What is asked
Read the listing and extract each line that includes the word "index".

Supplied material
'''
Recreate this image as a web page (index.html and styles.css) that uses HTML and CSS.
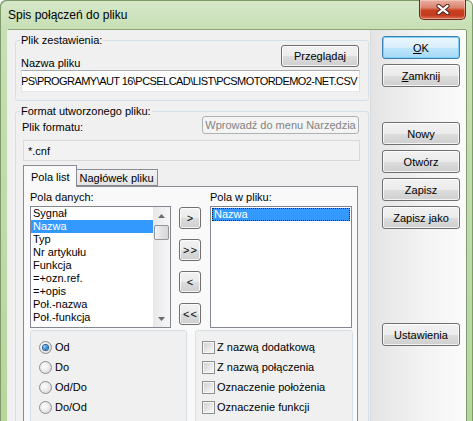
FILE: index.html
```html
<!DOCTYPE html>
<html lang="pl">
<head>
<meta charset="utf-8">
<title>Spis połączeń do pliku</title>
<link rel="stylesheet" href="styles.css">
</head>
<body>
<div class="window">
  <div class="titlebar">
    <span class="title">Spis połączeń do pliku</span>
    <div class="close">
      <svg width="14" height="11" viewBox="0 0 14 11">
        <path d="M2.5 1.8 L11.5 9.2 M11.5 1.8 L2.5 9.2" stroke="#4e2219" stroke-width="4.2" stroke-linecap="round" fill="none"/>
        <path d="M2.5 1.8 L11.5 9.2 M11.5 1.8 L2.5 9.2" stroke="#ffffff" stroke-width="2.2" stroke-linecap="round" fill="none"/>
      </svg>
    </div>
  </div>
  <div class="frame">
    <div class="client">
      <div class="main">
        <fieldset class="group g1">
          <legend>Plik zestawienia:</legend>
          <div class="row row1">
            <span class="lbl-end">Nazwa pliku</span>
            <div class="btn browse">Przeglądaj</div>
          </div>
          <div class="edit path"><span>PS\PROGRAMY\AUT 16\PCSELCAD\LIST\PCSMOTORDEMO2-NET.CSV</span></div>
        </fieldset>
        <fieldset class="group g2">
          <legend>Format utworzonego pliku:</legend>
          <div class="row row2">
            <span class="lbl-end fmt">Plik formatu:</span>
            <div class="btn disabled tools">Wprowadź do menu Narzędzia</div>
          </div>
          <div class="static">*.cnf</div>
          <div class="tabs">
            <div class="tab active">Pola list</div>
            <div class="tab">Nagłówek pliku</div>
          </div>
          <div class="tabpage">
            <div class="lists">
              <div class="col col-left">
                <div class="lbl">Pola danych:</div>
                <div class="listbox lb1">
                  <div class="items">
                    <div class="item">Sygnał</div>
                    <div class="item sel">Nazwa</div>
                    <div class="item">Typ</div>
                    <div class="item">Nr artykułu</div>
                    <div class="item">Funkcja</div>
                    <div class="item">=+ozn.ref.</div>
                    <div class="item">=+opis</div>
                    <div class="item">Poł.-nazwa</div>
                    <div class="item">Poł.-funkcja</div>
                  </div>
                  <div class="scrollbar">
                    <div class="sb-arrow">
                      <svg width="7" height="4" viewBox="0 0 7 4"><path d="M0 4 L3.5 0 L7 4 Z" fill="#6b6b6b"/></svg>
                    </div>
                    <div class="sb-thumb"></div>
                    <div class="sb-space"></div>
                    <div class="sb-arrow">
                      <svg width="7" height="4" viewBox="0 0 7 4"><path d="M0 0 L3.5 4 L7 0 Z" fill="#6b6b6b"/></svg>
                    </div>
                  </div>
                </div>
              </div>
              <div class="arrows">
                <div class="btn small">&gt;</div>
                <div class="btn small">&gt;&gt;</div>
                <div class="btn small">&lt;</div>
                <div class="btn small">&lt;&lt;</div>
              </div>
              <div class="col col-right">
                <div class="lbl">Pola w pliku:</div>
                <div class="listbox lb2">
                  <div class="item sel focus">Nazwa</div>
                </div>
              </div>
            </div>
            <div class="options">
              <div class="panel radios">
                <div class="opt"><span class="radio on"></span>Od</div>
                <div class="opt"><span class="radio"></span>Do</div>
                <div class="opt"><span class="radio"></span>Od/Do</div>
                <div class="opt"><span class="radio"></span>Do/Od</div>
              </div>
              <div class="panel checks">
                <div class="opt"><span class="check"></span>Z nazwą dodatkową</div>
                <div class="opt"><span class="check"></span>Z nazwą połączenia</div>
                <div class="opt"><span class="check"></span>Oznaczenie położenia</div>
                <div class="opt"><span class="check"></span>Oznaczenie funkcji</div>
              </div>
            </div>
          </div>
        </fieldset>
      </div>
      <div class="side">
        <div class="btn default"><span><u>O</u>K</span></div>
        <div class="btn"><span><u>Z</u>amknij</span></div>
        <div class="btn gap-big">Nowy</div>
        <div class="btn">Otwórz</div>
        <div class="btn">Zapisz</div>
        <div class="btn">Zapisz jako</div>
        <div class="btn gap-huge">Ustawienia</div>
      </div>
    </div>
  </div>
</div>
</body>
</html>
```
FILE: styles.css
```css
* { box-sizing: border-box; }
html, body { margin: 0; padding: 0; }
body {
  width: 473px;
  height: 421px;
  overflow: hidden;
  background: #ffffff;
  color: #000;
  font: 11px/14px "Liberation Sans", Arial, sans-serif;
}

.window {
  width: 473px;
  height: 421px;
  overflow: hidden;
  display: flex;
  flex-direction: column;
  background: linear-gradient(to bottom, #d7e8ca 0px, #c6dfb3 30px, #b7d69c 100%);
  border-radius: 6px 6px 0 0;
  box-shadow: inset 1px 1px 0 #7f9b6c, inset -1px 0 0 #7f9b6c;
}

/* title bar */
.titlebar {
  height: 30px;
  flex: none;
  display: flex;
  align-items: flex-start;
}
.title {
  margin: 7px 0 0 8px;
  font-size: 12px;
  line-height: 16px;
  color: #000;
}
.close {
  margin-left: auto;
  margin-right: 7px;
  width: 47px;
  height: 20px;
  border: 1px solid #6d2a1f;
  border-top: none;
  border-radius: 0 0 5px 5px;
  background: linear-gradient(to bottom, #eab0a2 0%, #dc836e 40%, #c8401f 55%, #c33a1e 80%, #d9714f 100%);
  box-shadow: inset 0 0 0 1px rgba(255, 220, 210, 0.45);
  display: flex;
  align-items: center;
  justify-content: center;
}

/* frame and client area */
.frame {
  flex: 1;
  min-height: 0;
  display: flex;
  padding: 0 7px 0 8px;
}
.client {
  flex: 1;
  display: flex;
  background: #f0f0f0;
  box-shadow: 0 -1px 0 #8ea57c, -1px 0 0 #e9f2e1, 1px 0 0 #7f9b6c;
}
.main {
  width: 362px;
  flex: none;
  padding: 3px 0 0 7px;
  background: #f0f0f0;
}
.side {
  flex: 1;
  display: flex;
  flex-direction: column;
  gap: 5px;
  padding: 6px 0 0 11px;
  border-left: 1px solid #dadada;
  background: linear-gradient(to right, #e4e4e4 0%, #f3f3f3 55%, #fbfbfb 100%);
}
.side .btn { width: 78px; height: 23px; }
.side .gap-big { margin-top: 30px; }
.side .gap-huge { margin-top: 89px; }

/* buttons */
.btn {
  display: flex;
  align-items: center;
  justify-content: center;
  border: 1px solid #707070;
  border-radius: 3px;
  background: linear-gradient(to bottom, #f2f2f2 0%, #ebebeb 50%, #dddddd 51%, #cfcfcf 100%);
  box-shadow: inset 0 0 0 1px rgba(255, 255, 255, 0.75);
  font-size: 11px;
  color: #000;
  white-space: nowrap;
}
.btn u { text-decoration: underline; text-underline-offset: 1px; }
.btn.default {
  border-color: #3c7fb1;
  background: linear-gradient(to bottom, #eaf6fd 0%, #d9f0fc 50%, #bee6fd 51%, #a7d9f5 100%);
  box-shadow: inset 0 0 0 1px #7fd0f5;
}
.btn.disabled {
  border-color: #adb2b5;
  background: #f4f4f4;
  box-shadow: none;
  color: #838383;
}
.btn.small {
  width: 22px;
  height: 22px;
  letter-spacing: 1px;
  padding-left: 1px;
}

/* group boxes */
.group {
  margin: 0;
  min-width: 0;
  width: 354px;
  border: 1px solid #d5dfe5;
  border-radius: 3px;
  padding: 0 8px 8px 5px;
}
.group legend {
  padding: 0 1px;
  margin-left: -1px;
  line-height: 14px;
}
.g2 { margin-top: 3px; padding-bottom: 0; height: 330px; }

.row {
  display: flex;
  justify-content: space-between;
}
.row1 { margin-top: -2px; height: 22px; }
.row2 { margin-top: -2px; height: 18px; }
.lbl-end { align-self: flex-end; margin-bottom: -3px; }
.fmt { margin-left: 1px; margin-bottom: 0; }
.browse { width: 78px; height: 22px; margin-right: 1px; }
.tools { width: 157px; height: 18px; margin-right: 1px; }

.edit {
  background: #fff;
  border: 1px solid #dbdfe6;
  border-top-color: #abadb3;
  border-left-color: #e2e3ea;
  border-right-color: #dbdfe6;
  border-bottom-color: #e3e9ef;
}
.path {
  margin-top: 3px;
  height: 22px;
  display: flex;
  justify-content: flex-end;
  align-items: center;
  overflow: hidden;
  padding-right: 2px;
  white-space: nowrap;
  letter-spacing: -0.56px;
}
.path span { flex: none; }

.static {
  margin: 6px 0 0 2px;
  width: 337px;
  height: 21px;
  border: 1px solid #d9d9d9;
  background: #f2f2f2;
  padding: 3px 0 0 4px;
}

/* tabs */
.tabs {
  margin: 4px 0 -1px 2px;
  height: 22px;
  display: flex;
  align-items: flex-end;
  position: relative;
  z-index: 1;
}
.tab {
  height: 17px;
  border: 1px solid #898c95;
  border-left: none;
  background: linear-gradient(to bottom, #f3f3f3, #e3e3e3);
  padding: 1px 3px 0 3px;
  margin-bottom: 1px;
  white-space: nowrap;
}
.tab.active {
  height: 22px;
  margin-bottom: 0;
  border-left: 1px solid #898c95;
  border-bottom: none;
  background: #f9f9f9;
  padding: 4px 6px 0 7px;
}
.tabpage {
  margin-left: 2px;
  width: 335px;
  height: 260px;
  border: 1px solid #898c95;
  background: #f9f9f9;
  padding: 3px 0 0 6px;
}

.lists { display: flex; align-items: flex-start; }
.col-left { width: 141px; }
.col-right { width: 142px; margin-left: 9px; }
.lbl { height: 14px; }
.listbox {
  margin-top: 2px;
  height: 122px;
  background: #fff;
  border: 1px solid #828790;
}
.lb1 { display: flex; }
.lb1 .items { flex: 1; }
.lb2 { padding: 1px; }
.item {
  height: 13px;
  line-height: 13px;
  padding-left: 2px;
  white-space: nowrap;
}
.item.sel { background: #3399ff; color: #fff; }
.item.focus { outline: 1px dotted #202020; outline-offset: -1px; }

.scrollbar {
  width: 17px;
  display: flex;
  flex-direction: column;
  background: linear-gradient(to right, #e8e8e8, #f6f6f6);
}
.sb-arrow {
  height: 17px;
  display: flex;
  align-items: center;
  justify-content: center;
}
.sb-thumb {
  height: 15px;
  margin: 1px 1px 0 1px;
  border: 1px solid #959595;
  border-radius: 2px;
  background: linear-gradient(to right, #f3f3f3, #e2e2e2 50%, #d6d6d6);
}
.sb-space { flex: 1; }

.arrows {
  margin-left: 8px;
  padding-top: 17px;
  display: flex;
  flex-direction: column;
  gap: 10px;
}

/* options */
.options {
  margin-top: 2px;
  display: flex;
  gap: 8px;
}
.panel {
  height: 100px;
  border: 1px solid #d5dfe5;
  border-radius: 3px;
  padding-top: 6px;
  background: #f0f0f0;
}
.radios { width: 157px; padding-left: 8px; }
.checks { width: 158px; padding-left: 6px; }
.opt {
  height: 20px;
  display: flex;
  align-items: center;
  white-space: nowrap;
}
.radio {
  width: 13px;
  height: 13px;
  margin-right: 3px;
  border-radius: 50%;
  border: 1px solid #8e8f8f;
  background: radial-gradient(circle at 40% 40%, #ffffff 0%, #ececec 45%, #cfcfcf 100%);
  display: flex;
  align-items: center;
  justify-content: center;
}
.radio.on::after {
  content: "";
  width: 5px;
  height: 5px;
  border-radius: 50%;
  background: radial-gradient(circle at 35% 35%, #9ad1f7 0%, #3a8ad2 50%, #1b5395 100%);
  box-shadow: 0 0 0 1px #2a5f95;
}
.check {
  width: 13px;
  height: 13px;
  margin-right: 2px;
  border: 1px solid #8e8f8f;
  background: linear-gradient(135deg, #cdcdcd 0%, #e8e8e8 55%, #fafafa 100%);
  box-shadow: inset 0 0 0 1px #f6f6f6;
}
```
'''
Output for this exercise
Recreate this image as a web page (index.html and styles.css) that uses HTML and CSS.
FILE: index.html
  z-index: 1;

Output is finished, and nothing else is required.